• SOURCE EXCERPT:
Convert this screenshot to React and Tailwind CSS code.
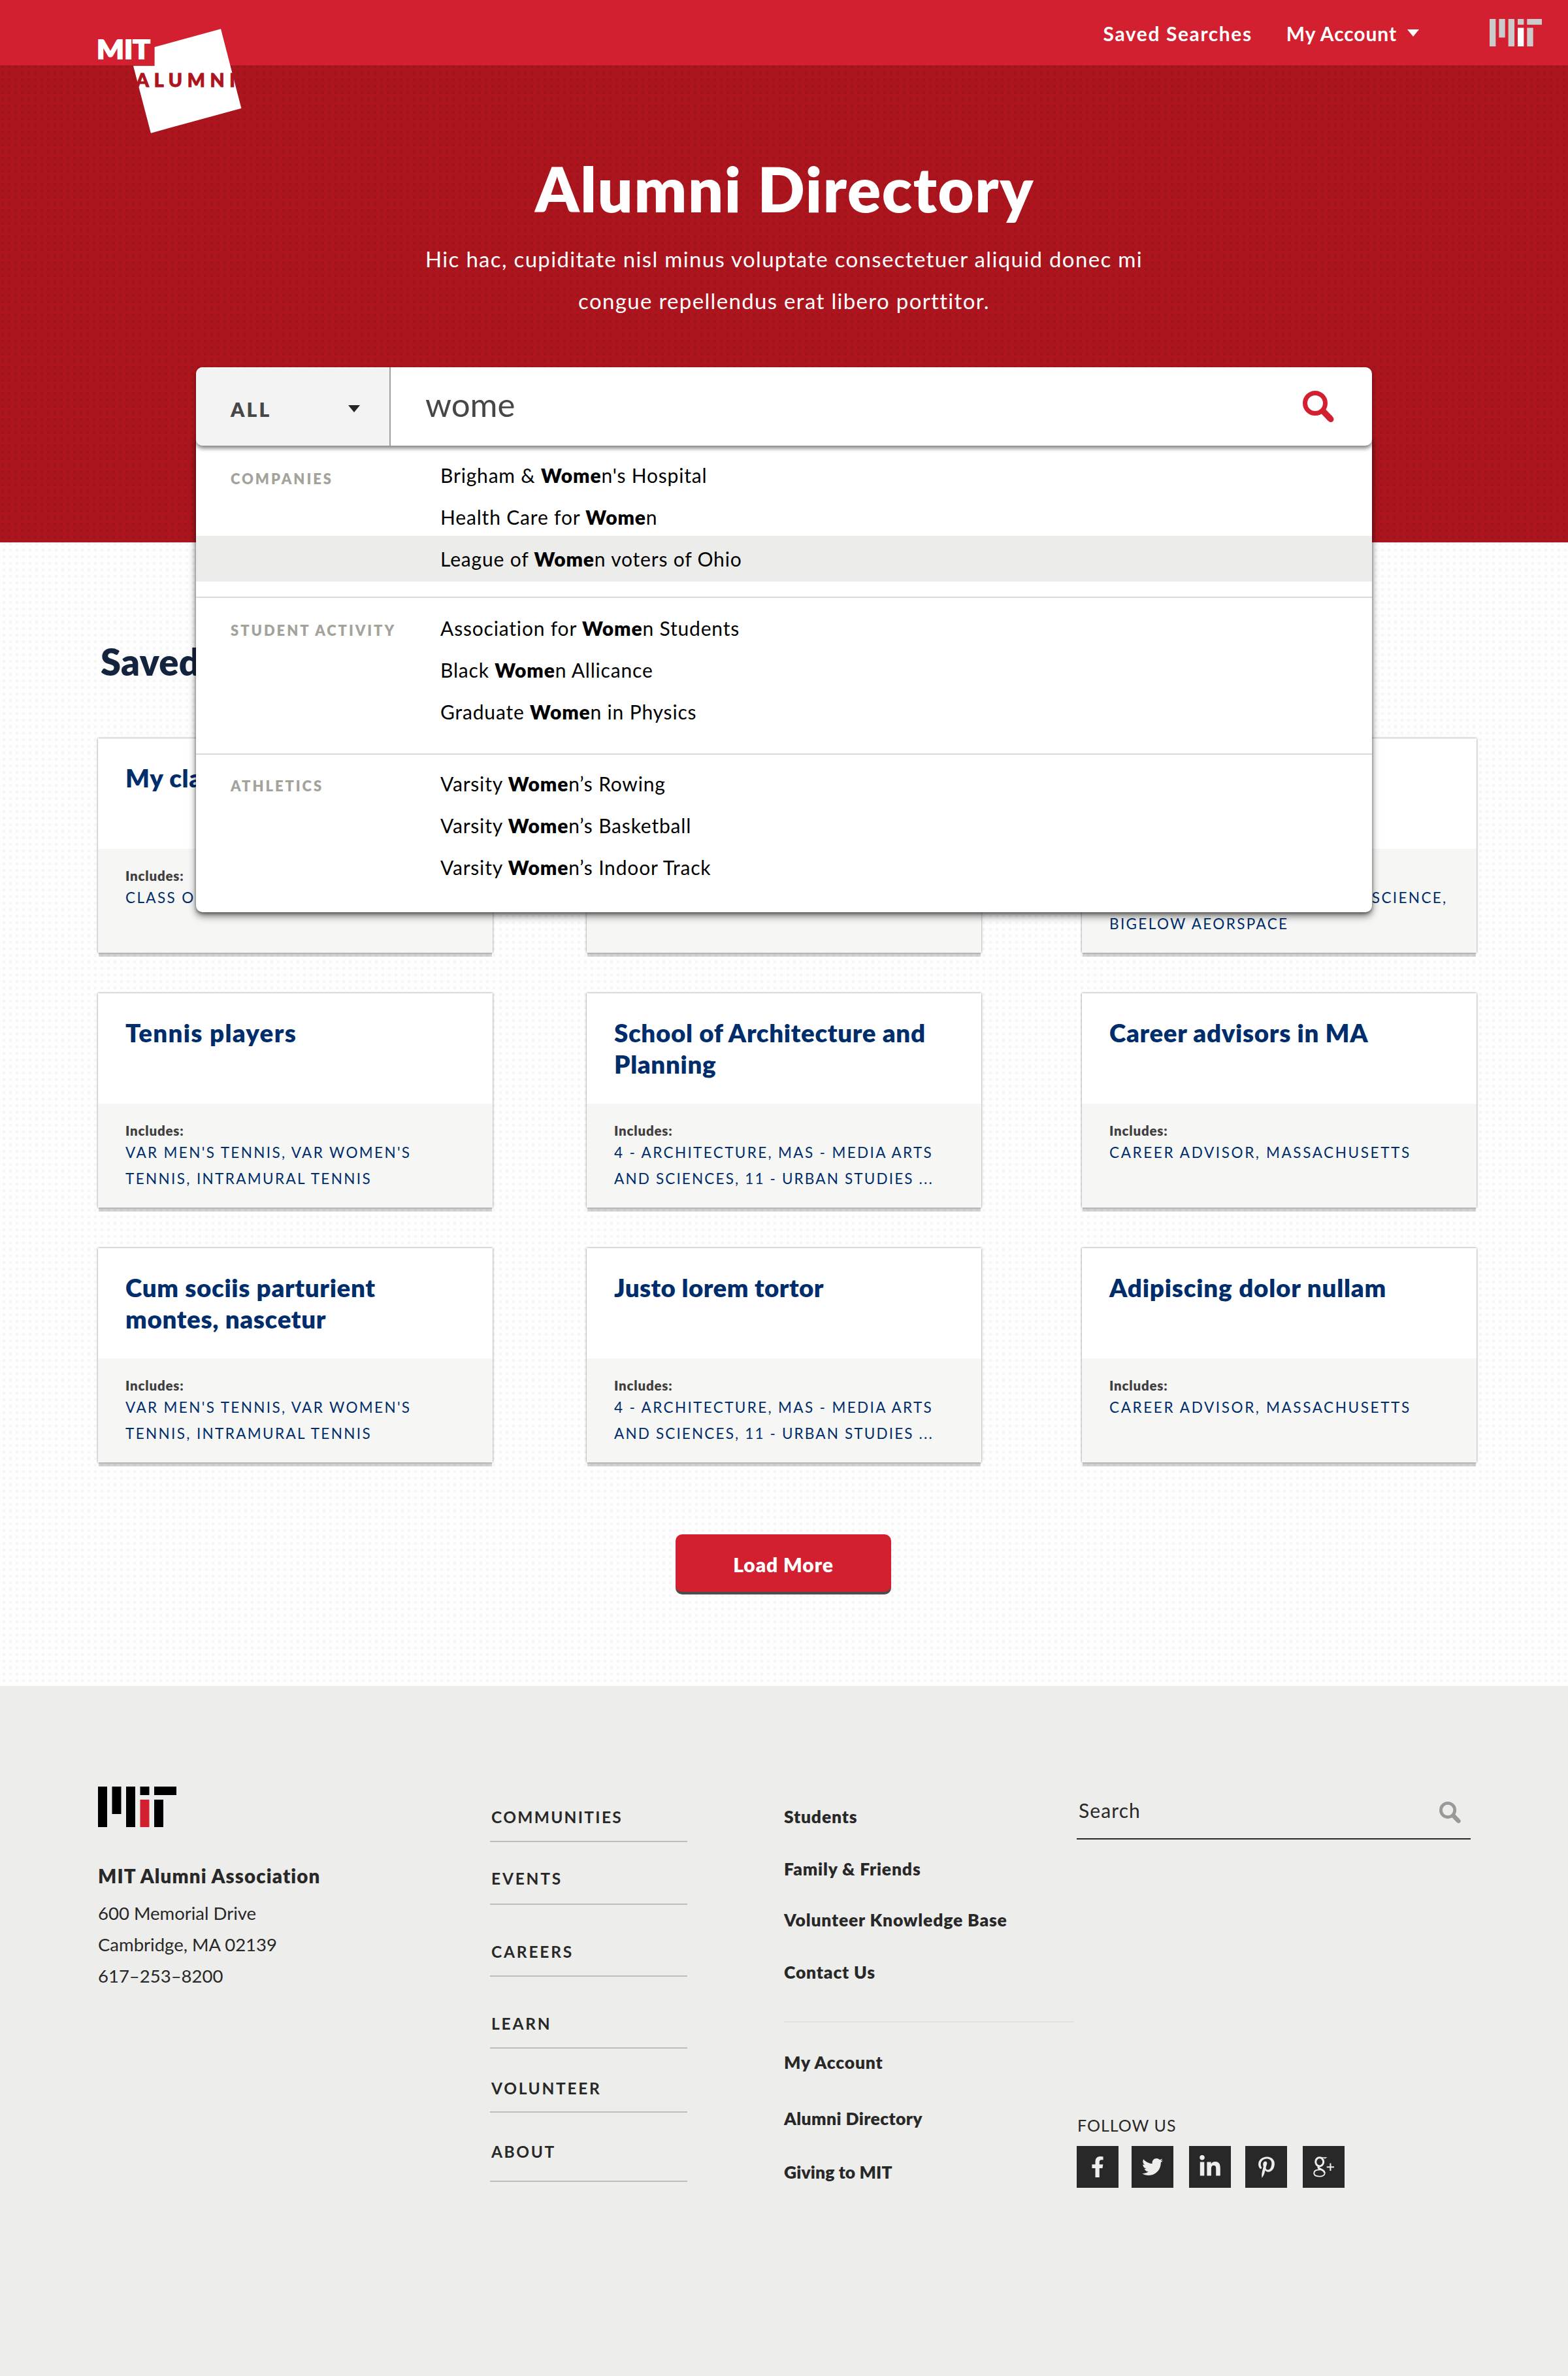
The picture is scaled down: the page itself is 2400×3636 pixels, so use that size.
import React from "react";
import { FaFacebookF, FaTwitter, FaLinkedinIn, FaPinterestP } from "react-icons/fa";

function MitMark({ bar, accent, className }) {
  return (
    <svg viewBox="0 0 120 62" className={className} preserveAspectRatio="none">
      <g fill={bar}>
        <rect x="0" y="0" width="14" height="62" />
        <rect x="21.5" y="0" width="14" height="42" />
        <rect x="43" y="0" width="14" height="62" />
        <rect x="64.5" y="0" width="14" height="13" />
        <rect x="86" y="0" width="34" height="13" />
        <rect x="86" y="20" width="14" height="42" />
      </g>
      <rect x="64.5" y="20" width="14" height="42" fill={accent} />
    </svg>
  );
}

function SearchIcon({ className }) {
  return (
    <svg viewBox="0 0 48 48" fill="none" stroke="currentColor" className={className}>
      <circle cx="19" cy="19" r="15.5" strokeWidth="7" />
      <path d="M30 30 L42 42.5" strokeWidth="9.5" />
      <path d="M41 41.5 L43 43.5" strokeWidth="9" strokeLinecap="round" />
    </svg>
  );
}

function Caret({ className }) {
  return (
    <svg viewBox="0 0 18 11" fill="currentColor" className={className} preserveAspectRatio="none">
      <path d="M0 0h18L9 11z" />
    </svg>
  );
}

function AlumniLogo() {
  return (
    <svg viewBox="0 0 224 164" className="h-[164px] w-[224px] overflow-visible">
      <path fill="#fff" d="M86.6 32 188 4.3 219.4 125.7 80.9 163.7 54 60.7H86.6z" />
      <text x="-2" y="49.5" fill="#fff" stroke="#fff" strokeWidth="1.8" fontFamily="Lato" fontWeight="900" fontSize="40" textLength="82" lengthAdjust="spacingAndGlyphs">MIT</text>
      <text x="58" y="92.5" fill="#ad151e" stroke="#ad151e" strokeWidth="1" fontFamily="Lato" fontWeight="900" fontSize="28.5" textLength="152" lengthAdjust="spacing">ALUMNI</text>
    </svg>
  );
}

function Header() {
  return (
    <header className="flex h-[100px] justify-between bg-[#d22030] pr-[40px] pl-[150px]">
      <div className="relative z-10 h-[100px] pt-[40px]">
        <AlumniLogo />
      </div>
      <nav className="flex items-center text-[30px] font-bold text-white">
        <a className="pt-[2px] tracking-[1.6px]">Saved Searches</a>
        <a className="ml-[52px] pt-[2px] tracking-[0.9px]">My Account</a>
        <Caret className="ml-[16px] h-[11px] w-[18px]" />
        <MitMark bar="#cccbcb" accent="#ffffff" className="ml-[108px] h-[42px] w-[80px]" />
      </nav>
    </header>
  );
}

const groups = [
  { label: "COMPANIES", labelPad: "pt-[9px]", pad: "pt-[10px] pb-[23px] border-b-2", rows: [["Brigham & ", "n's Hospital"], ["Health Care for ", "n"], ["League of ", "n voters of Ohio", true]] },
  { label: "STUDENT ACTIVITY", labelPad: "pt-[7px]", pad: "pt-[11px] pb-[35px] border-b-2", rows: [["Association for ", "n Students"], ["Black ", "n Allicance"], ["Graduate ", "n in Physics"]] },
  { label: "ATHLETICS", labelPad: "pt-[7px]", pad: "pt-[9px] pb-[40px]", rows: [["Varsity ", "n’s Rowing"], ["Varsity ", "n’s Basketball"], ["Varsity ", "n’s Indoor Track"]] },
];

function Suggestions() {
  return (
    <div className="absolute top-[110px] left-0 w-[1800px] rounded-b-[10px] bg-white pt-[10px] shadow-[0_6px_12px_rgba(0,0,0,0.5),0_2px_4px_rgba(0,0,0,0.4)]">
      {groups.map((g) => (
        <div key={g.label} className={"border-[#dadada] " + g.pad}>
          {g.rows.map(([pre, post, active], i) => (
            <div key={post} className={"flex pl-[53px] " + (active ? "h-[70px] bg-[#ececea]" : "h-[64px]")}>
              <div className={"w-[321px] text-[22px] leading-[64px] font-extrabold tracking-[2.95px] text-[#a4a39b] " + g.labelPad}>
                {i === 0 && <span>{g.label}</span>}
              </div>
              <div className="pt-[3px] text-[30px] leading-[64px] tracking-[0.82px] whitespace-pre text-black">
                {pre}<b className="font-extrabold">Wome</b>{post}
              </div>
            </div>
          ))}
        </div>
      ))}
    </div>
  );
}

function Hero() {
  return (
    <section className="relative z-[5] flex h-[730px] flex-col items-center bg-[conic-gradient(from_270deg_at_4px_4px,#a0151d_90deg,#ad151e_0)] bg-[length:10px_10px] bg-[position:2px_0px] pt-[132px] text-white">
      <h1 className="pl-[2px] text-[95px] leading-[112px] font-extrabold tracking-[1.7px]">Alumni Directory</h1>
      <p className="mt-[20px] text-center text-[33px] leading-[64px] tracking-[1.33px]">
        Hic hac, cupiditate nisl minus voluptate consectetuer aliquid donec mi<br />
        congue repellendus erat libero porttitor.
      </p>
      <div className="relative mt-[70px] h-[120px] w-[1800px]">
        <Suggestions />
        <div className="relative flex h-[120px] rounded-[10px] bg-white shadow-[0_4px_6px_rgba(0,0,0,0.5)]">
          <div className="flex w-[298px] items-center justify-between rounded-l-[10px] border-r-2 border-[#a09f9a] bg-[#f3f3f3] pr-[45px] pl-[53px] text-[#474747]">
            <span className="pt-[8px] text-[30px] font-extrabold tracking-[3.2px]">ALL</span>
            <Caret className="mt-[6px] h-[11px] w-[18px] text-[#262626]" />
          </div>
          <div className="flex grow items-center justify-between pr-[58px] pl-[53px] text-[#474747]">
            <span className="pb-[5px] text-[51px]">wome</span>
            <SearchIcon className="h-[48px] w-[48px] text-[#d22030]" />
          </div>
        </div>
      </div>
    </section>
  );
}

const cards = [
  { title: "My classmates", tags: ["CLASS OF 1999"] },
  { title: "Cambridge", tags: ["CAMBRIDGE"] },
  { title: "Aerospace", tags: ["6-14 - ELECTRICAL, COMPUTER SCIENCE,", "BIGELOW AEORSPACE"] },
  { title: "Tennis players", track: "tracking-[1.3px]", tags: ["VAR MEN'S TENNIS, VAR WOMEN'S", "TENNIS, INTRAMURAL TENNIS"] },
  { title: "School of Architecture and Planning", tags: ["4 - ARCHITECTURE, MAS - MEDIA ARTS", "AND SCIENCES, 11 - URBAN STUDIES ..."] },
  { title: "Career advisors in MA", tags: ["CAREER ADVISOR, MASSACHUSETTS"] },
  { title: "Cum sociis parturient montes, nascetur", tags: ["VAR MEN'S TENNIS, VAR WOMEN'S", "TENNIS, INTRAMURAL TENNIS"] },
  { title: "Justo lorem tortor", track: "tracking-[0.4px]", tags: ["4 - ARCHITECTURE, MAS - MEDIA ARTS", "AND SCIENCES, 11 - URBAN STUDIES ..."] },
  { title: "Adipiscing dolor nullam", track: "tracking-[0.8px]", tags: ["CAREER ADVISOR, MASSACHUSETTS"] },
];

const tagTracking = {
  "AND SCIENCES, 11 - URBAN STUDIES ...": "tracking-[2.15px]",
  "CAREER ADVISOR, MASSACHUSETTS": "tracking-[2.62px]",
};

function Card({ title, tags, track = "tracking-[0.65px]" }) {
  return (
    <article className="h-[328px] w-[604px] bg-[#f6f6f4] shadow-[0_0_3px_rgba(0,0,0,0.5),0_7px_0_-1px_rgba(0,0,0,0.17)]">
      <h3 className={"h-[169px] bg-white pt-[36px] pr-[60px] pl-[42px] text-[38.5px] leading-[48px] font-extrabold text-[#002d6b] " + track}>{title}</h3>
      <div className="px-[42px] pt-[27px]">
        <div className="text-[20.5px] leading-[28px] font-extrabold tracking-[0.8px] text-[#3f3f3f]">Includes:</div>
        {tags.map((t) => (
          <div key={t} className={"text-[22.5px] leading-[40px] whitespace-nowrap text-[#002d6b] " + (tagTracking[t] || "tracking-[2.36px]")}>{t}</div>
        ))}
      </div>
    </article>
  );
}

function SavedSearches() {
  return (
    <main className="flex h-[1750px] flex-col items-center bg-[conic-gradient(from_270deg_at_4px_4px,#f6f6f6_90deg,#fefefe_0)] bg-[length:10px_10px] bg-[position:4px_0px] pt-[151px]">
      <h2 className="w-[2092px] text-[56px] leading-[64px] font-extrabold tracking-[0.4px] text-[#15243e]">Saved Searches</h2>
      <div className="mt-[85px] ml-[10px] grid w-[2110px] grid-cols-[748px_758px_604px] gap-y-[62px]">
        {cards.map((c) => <Card key={c.title} {...c} />)}
      </div>
      <button className="mt-[110px] mr-[2px] h-[88px] w-[330px] rounded-[10px] bg-[#d22030] pt-[4px] text-[30px] font-extrabold tracking-[0.9px] text-white shadow-[0_4px_0_#4d4d4d]">Load More</button>
    </main>
  );
}

const sections = [
  ["COMMUNITIES", "pb-[20px] tracking-[2.3px]"],
  ["EVENTS", "pt-[40px] pb-[22px] tracking-[2.8px]"],
  ["CAREERS", "pt-[56px] pb-[20px] tracking-[2.8px]"],
  ["LEARN", "pt-[56px] pb-[20px] tracking-[2.8px]"],
  ["VOLUNTEER", "pt-[45px] pb-[19px] tracking-[2.7px]"],
  ["ABOUT", "pt-[44px] pb-[28px] tracking-[2.6px]"],
];

function GooglePlus() {
  return (
    <svg viewBox="0 0 32 32" className="h-[32px] w-[32px]" fill="none" stroke="currentColor">
      <ellipse cx="9.7" cy="8.3" rx="6" ry="6.6" strokeWidth="3" />
      <path d="M10 1.9H19.3L17.3 3.2" strokeWidth="1.4" />
      <path d="M8.5 15C6.5 17 7.5 18.6 10 19.7C14 21.3 17.7 22 17.7 25.5C17.7 28.5 14.5 30.6 9.5 30.6C4.5 30.6 1.2 28.9 1.2 25.6C1.2 21.8 5.5 20.3 10.5 20.3" strokeWidth="1.9" />
      <path d="M8 15.5C7.500 18 11 19 13 20.2C16 21.8 17.2 23 17.2 25" strokeWidth="2.6" />
      <path d="M26.4 10.5V22M20.7 16.2H32" strokeWidth="2.1" />
    </svg>
  );
}

function Social({ children, className = "" }) {
  return <a className={"flex h-[64px] w-[64px] items-center justify-center bg-[#282828] text-[#ededeb] " + className}>{children}</a>;
}

function Footer() {
  return (
    <footer className="grid h-[1056px] grid-cols-[600px_450px_448px_603px] bg-[#ededeb] pl-[150px] text-[#282828]">
      <div className="pt-[154px]">
        <MitMark bar="#000000" accent="#d22030" className="h-[62px] w-[120px]" />
        <div className="mt-[51px] text-[29.5px] leading-[48px] font-extrabold tracking-[1.1px]">MIT Alumni Association</div>
        <div className="mt-[9px] text-[27.5px] leading-[48px]">
          <div>600 Memorial Drive</div>
          <div>Cambridge, MA 02139</div>
          <div>617–253–8200</div>
        </div>
      </div>
      <div className="w-[302px] pt-[185px]">
        {sections.map(([t, pad]) => (
          <div key={t} className={"border-b-2 border-[#bdbdbb] pl-[2px] text-[24.5px] leading-[32px] font-bold " + pad}>{t}</div>
        ))}
      </div>
      <div className="pt-[184px] text-[26.5px] leading-[32px] font-extrabold tracking-[0.82px]">
        <div>Students</div>
        <div className="mt-[48px]">Family &amp; Friends</div>
        <div className="mt-[46px]">Volunteer Knowledge Base</div>
        <div className="mt-[48px]">Contact Us</div>
        <div className="mt-[59px] w-[444px] border-t-2 border-[#e1e1df] pt-[45px]">My Account</div>
        <div className="mt-[54px] tracking-[0.4px]">Alumni Directory</div>
        <div className="mt-[50px] tracking-[0.1px]">Giving to MIT</div>
      </div>
      <div className="pt-[170px]">
        <div className="flex items-center justify-between border-b-2 border-[#282828] pr-[15px] pb-[23px] pl-[3px]">
          <span className="text-[30px] leading-[40px] tracking-[1.1px]">Search</span>
          <SearchIcon className="mt-[3px] -mb-[3px] h-[33px] w-[33px] text-[#999]" />
        </div>
        <div className="mt-[421px] pl-[1px] text-[25px] leading-[32px] tracking-[1px]">FOLLOW US</div>
        <div className="mt-[16px] flex">
          <Social><FaFacebookF size={32} /></Social>
          <Social className="ml-[20px]"><FaTwitter size={32} /></Social>
          <Social className="ml-[24px]"><FaLinkedinIn size={36} /></Social>
          <Social className="ml-[22px]"><FaPinterestP size={33} /></Social>
          <Social className="ml-[24px]"><GooglePlus /></Social>
        </div>
      </div>
    </footer>
  );
}

export default function App() {
  return (
    <div className="w-[2400px] font-[Lato,sans-serif]">
      <Header />
      <Hero />
      <SavedSearches />
      <Footer />
    </div>
  );
}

• WRITTEN EXERCISE: Exactly as they appear, print the lines of the listing above from its first line through the line that contains "FaTwitter, FaLinkedinIn, FaPinterestP", minus the pictures.

• TASK RESULT:
Convert this screenshot to React and Tailwind CSS code.
The picture is scaled down: the page itself is 2400×3636 pixels, so use that size.
import React from "react";
import { FaFacebookF, FaTwitter, FaLinkedinIn, FaPinterestP } from "react-icons/fa";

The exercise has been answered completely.